We are many things. I think of disability not as an Identity but rather as Exigency. Perhaps that is because I was disabled at age seventeen. Within the circumstance of "self," I am disabled (which in my mind means "restricted physically from living out my desires), but I am not a person with a disability. I am a person, but disability does not influence my person-hood.

But I do comprehend that, for example, if I'm plopped down in the middle of New York City, I will be seen first as a person with a disability and be labeled (negatively and positively) with all that implies until I interact with a person or with people to the point my own person-hood allows my wheelchair to fade into the background. 

Disability may not be destiny, but disability loads a person down with perceptive baggage.

Ask me again, am I a person with a disability? This time I'll say "Yes." Why not, if it suits my purposes? I didn't refuse Social Security Disability Income as I approached age sixty and my post-polio syndrome made it impossible for me to work full-time. If it is raining or nasty, I'll use an accessible parking space if one is available. I love automated doors and curb cuts. I complain about restaurant tables too low or too high to accommodate a wheelchair user.

"Am I a person with a disability?" I refuse to be, or not to be. And so I ask you not to tell me I am such, perceive me as such, or identify me as that, and that alone. I don't like it when people point out my disability and attempt to treat me in a "special" fashion based upon their own concept of how a person with a disability should live in the world. 

I am a person with a disability who only wants disability to influence the way I make my way in the world on my own terms.

"Good luck with that," right?

Monday, January 9, 2012

Thanatophilia Is a Poor Excuse for a Sadism

read the story here
I wasn't very much interested in the issue of assisted suicide and euthanasia until about ten years ago when I first had regular access to the Internet. Shortly thereafter I met the good folks at Not Dead Yet and learned how deeply prejudiced the euthanasia movement can be against those of us with disabilities.

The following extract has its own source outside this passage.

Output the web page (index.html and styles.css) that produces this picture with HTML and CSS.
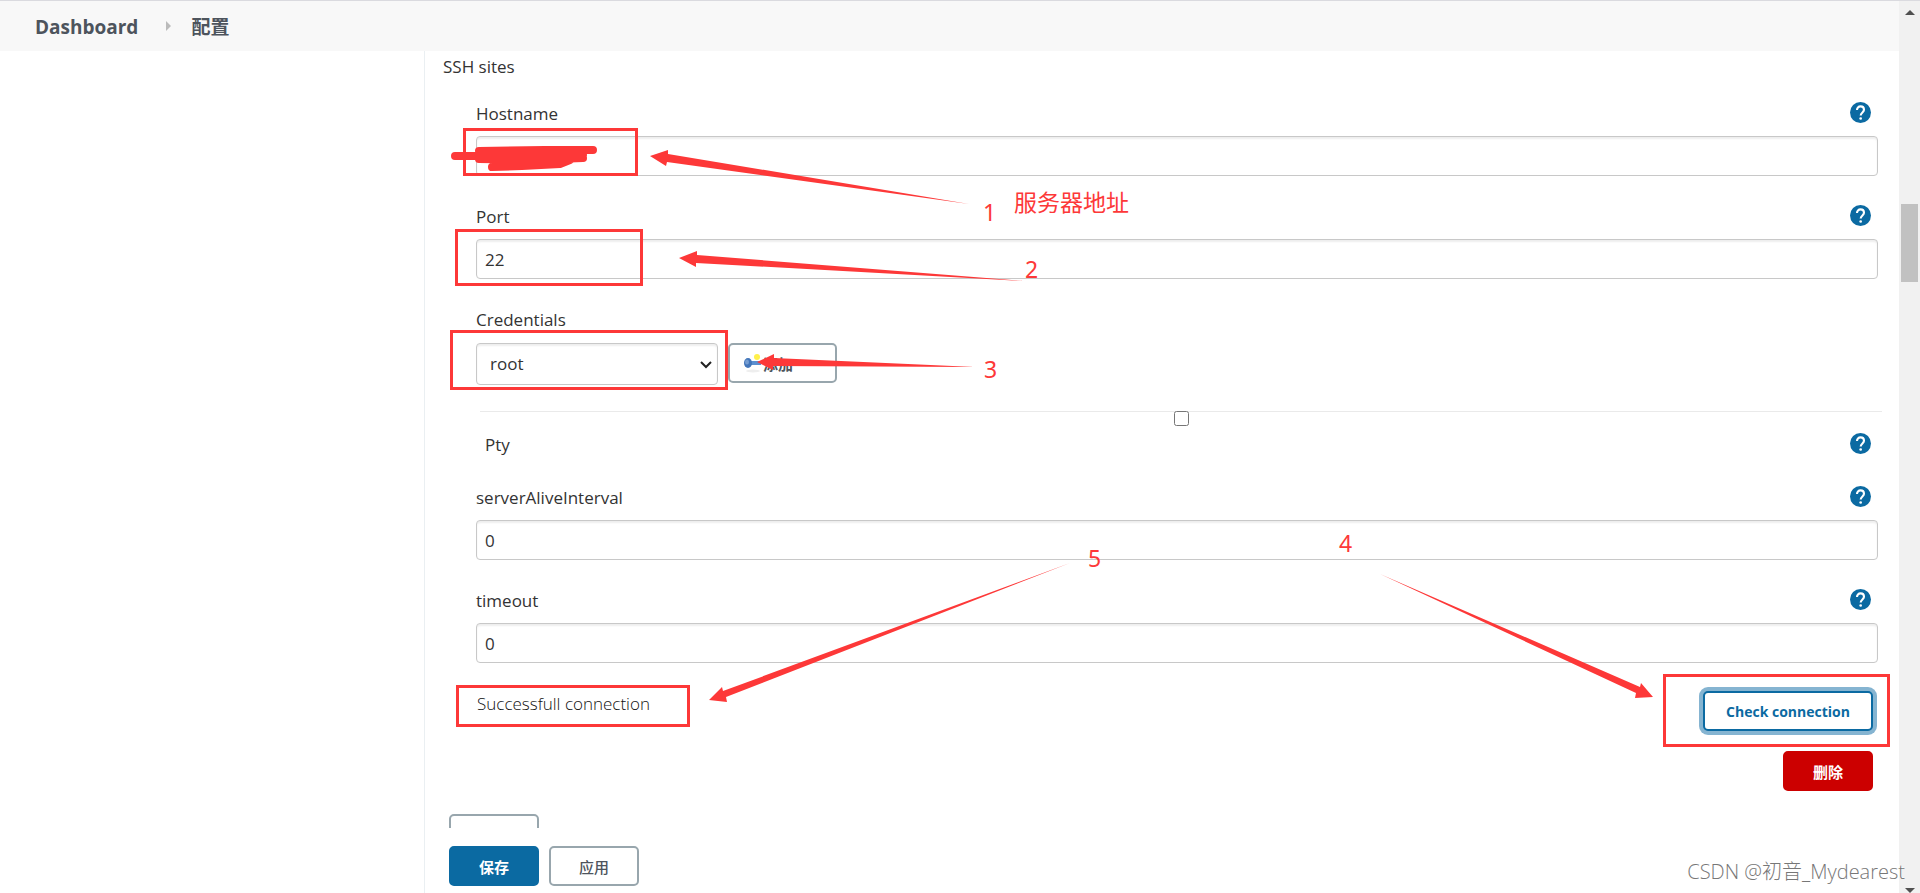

Naively, I'd always thought that those who kill themselves generally are in deep emotional or physical pain and find death an acceptable solution. No one can know how much pain he or she might tolerate. I cannot judge others. I am too weak to judge others.

But killing oneself and being assisted in killing oneself are two different enterprises. What I do know is that government-sanctioned assisted suicide will eventually lead to "a wink-and-a-nod" euthanasia. There is, after all, the example of Holland and The Remmelink Report.

What troubles me is that so much of the outright advocacy for assisted suicide, or euthanasia, has an aura of thanatophilia -- an undue fascination with death.

When I was in my early 20s, my mother told me she wanted to kill herself when she reached the age of 70.
She was completely calm as she explained her decision. By contrast I sat on the floor of my flat, shaking.
Ignoring my distress, my mother continued to discuss her plan to commit suicide in 20 years’ time, before she reached ‘old age’. She explained she would eat wisely, exercise daily, and take her blood-pressure medication. She would do her best to maintain good health and good spirits until the final moment. Then she would take her life. 
Ugly, was my first thought. Self-righteous, pretentious, supercilious were other words that came to mind, especially as I read further into the story.
‘Killing yourself is selfish.’
‘Yes. I’m doing this for myself. But I’m also doing it for both of you. You’re too young to understand, but someday you’ll be glad I did it this way.’
‘I love you. Please don’t do it.’
‘I love you too, Tina. But I’m going to do it anyway.’
Over the next 20 years we would have this conversation again and again. She insisted her action would be the best for everyone. It gave her peace. But it tore me apart.
 Perhaps cruel is the best word.

The odd thing is that the daughter identifies herself later in the story with "I believe strongly in the 'death with dignity' movement ..."

"Dignity" seems a concept at odds with what euthanasia brought to her life.